Now let’s imagine that at my company I created a fast_array
module, that improves Erlang’s array
. Its API is the same as array
and it should be a drop-in replacement. Except that I cannot encode it to JSON without forking Erlang/OTP."
This couldn’t be wronger. The point of JSON is that it is very simple. Seriously. The last JSON writer I wrote (in a Lispy language) was 42 raw lines + 16 lines to write strings. To generate output in a way that accepts your new type, you have to clone at most a page of code. The corresponding JSON reader is 124 raw lines. 35 deal with JSON strings. 24 deal with numbers. 17 deal with JSON5 comments. 48 do everything else and looking at them, only 44 are really needed. Making it generate a different kind of sequence or a different kind of dictionary would be one line changes.
(“Raw” lines means with blank lines and comments removed, but counting end brackets like “end” as full line.)
If you want to encode/decode JSON differently, you need to clone and modify a JSON writer/reader. AND THIS IS TRIVIAL. Which is the point of JSON. The claim that you would have to fork the whole of Erlang/OTP is absurdly exaggerated.
But remember, each layer two protocol will want its own way of decoding JSON. One application will want numbers in certain contexts to represent timestamps and never change strings. Another application will want strings in certain contexts to represent timestamps and never change numbers.
The whole idea that there is, or should be, or even could be a “one size fits all” (extensible) mapping between data structures in any programming language and JSON is wrong. Even in Javascript, you sometimes have to convert something else to JSON-data before generating JSON-text from it.
In any case, it’s up to the Protocol layer 2 code to decide what it is going to accept or generate. Lying to it, pretending to offer it what it wants but actually giving it something else, is “laying the foundations for a building made of fail.” I know about the Liskov Substitution Principle. I’ve never yet met one data type that’s an exact drop-in replacement for another, and I’ve struggled very hard to produce some. In order to get close to that, you hnave to use very narrow interfaces, which means not being able to exploit composite operations that are especially efficient.
Here is an example I had recently. Suppose you have a Point.

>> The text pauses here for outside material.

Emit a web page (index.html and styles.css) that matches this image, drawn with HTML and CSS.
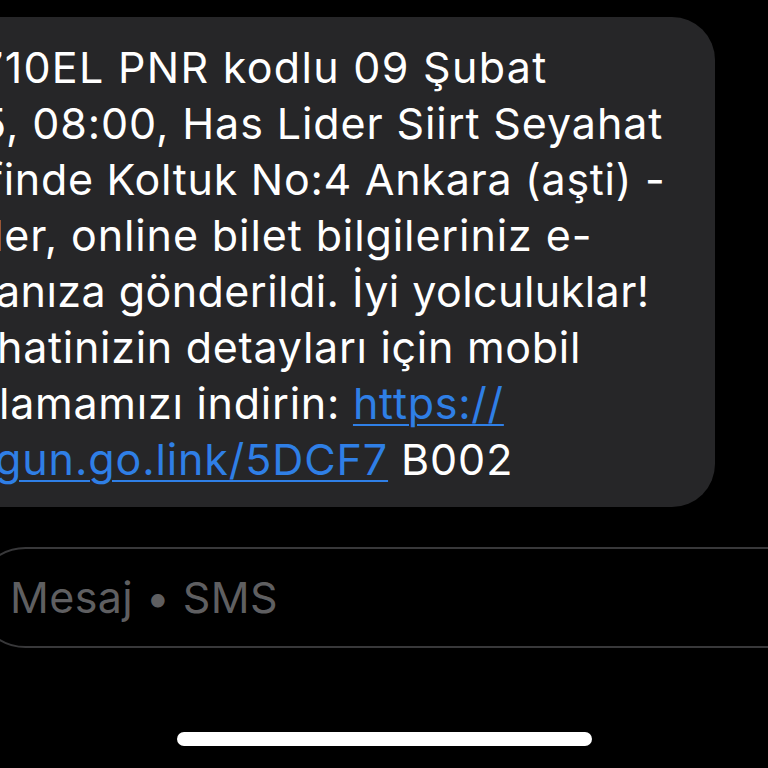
FILE: index.html
```html
<!DOCTYPE html>
<html lang="tr">
<head>
<meta charset="utf-8">
<title>Mesajlar</title>
<link rel="stylesheet" href="styles.css">
</head>
<body>
<div class="screen">
  <div class="thread">
    <div class="bubble">
      <div class="ln ln-1">710EL PNR kodlu 09 Şubat</div>
      <div class="ln ln-2">5, 08:00, Has Lider Siirt Seyahat</div>
      <div class="ln ln-3">finde Koltuk No:4 Ankara (aşti) -</div>
      <div class="ln ln-4">ler, online bilet bilgileriniz e-</div>
      <div class="ln ln-5">anıza gönderildi. İyi yolculuklar!</div>
      <div class="ln ln-6">hatinizin detayları için mobil</div>
      <div class="ln ln-7">lamamızı indirin: <a class="link" href="#">https://</a></div>
      <div class="ln ln-8"><a class="link" href="#">gun.go.link/5DCF7</a> B002</div>
    </div>
  </div>
  <div class="composer">
    <div class="field">
      <span class="placeholder">Mesaj • SMS</span>
    </div>
  </div>
  <div class="home-bar"></div>
</div>
</body>
</html>
```

FILE: styles.css
```css
html, body {
  margin: 0;
  padding: 0;
  background: #000;
}
body {
  width: 768px;
  height: 768px;
  overflow: hidden;
  font-family: Inter, "Noto Sans", "Liberation Sans", sans-serif;
  -webkit-font-smoothing: antialiased;
}
.screen {
  display: flex;
  flex-direction: column;
  width: 768px;
  height: 768px;
}
.thread {
  padding-top: 17px;
  display: flex;
}
.bubble {
  margin-left: -80px;
  width: 795px;
  box-sizing: border-box;
  background: #262628;
  border-radius: 43px;
  padding: 22px 0 20px 80px;
  color: #fff;
  font-size: 43px;
  letter-spacing: 0.9px;
  line-height: 56px;
  white-space: nowrap;
}
.ln-1 { margin-left: -21px; letter-spacing: 1.3px; }
.ln-2 { margin-left: -20px; }
.ln-3 { margin-left: -13px; letter-spacing: 0.72px; }
.ln-4 { margin-left: -7px; }
.ln-5 { margin-left: -4px; letter-spacing: 0.45px; }
.ln-6 { margin-left: -3px; letter-spacing: 0.72px; }
.ln-7 { margin-left: -1px; letter-spacing: 0.75px; }
.ln-8 { margin-left: -5px; }
.link {
  color: #2f7fe6;
  text-decoration: underline;
  text-decoration-thickness: 2px;
  text-underline-offset: 5px;
}
.composer {
  margin-top: 40px;
  display: flex;
}
.field {
  margin-left: -25px;
  width: 900px;
  flex: none;
  height: 101px;
  box-sizing: border-box;
  border: 2px solid #38383a;
  border-radius: 51px;
  display: flex;
  align-items: center;
  padding-left: 33px;
}
.placeholder {
  color: #5f5f61;
  font-size: 43px;
  letter-spacing: 0.4px;
  line-height: 1;
}
.home-bar {
  margin: 84px auto 0;
  width: 415px;
  height: 14px;
  border-radius: 7px;
  background: #fff;
}
```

{“x”:X,“y”:Y} is the obvious representation. Suppose, as many Smalltalk systems do, you have a PointArray. The default output for such a thing will be [{“x”:X1,“y”,Y1},…,{“x”:Xn,“y”:Yn}]. But suppose you have a lot of these to exchange. You can save a factor of 2 by using[[“x”,“y”],[X1,Y1],…,[Xn,Yn]]. But you DON’T want to tie this to PointArray because some receivers are not expecting this optimisation. A revised Protocol layer 2 where the sender and receiver agree on this optimisation, that’s where the code goes, and it doesn’t matter whether the datum is an ordinary Array of Points or a specialised PointArray or even a DoublyLinkedList of Points, at this point in the higher level protocol the sender demands and the receiver expects some sort of sequence of Points. It’s the (communication) protocol that decides, NOT the data type.
What we really want for JSON is some sort of declarative notation that says
-
THIS concept
-
is represented THIS way in JSON
-
and implemented THIS way in Erlang
-
and THIS way in Common Lisp
-
and THIS way in Smalltalk
-
and so on.
I’m afraid I have a bad habit of whipping up little tabular DSLs with AWK scripts to generate the code, instead of implementing something I could report at a conference.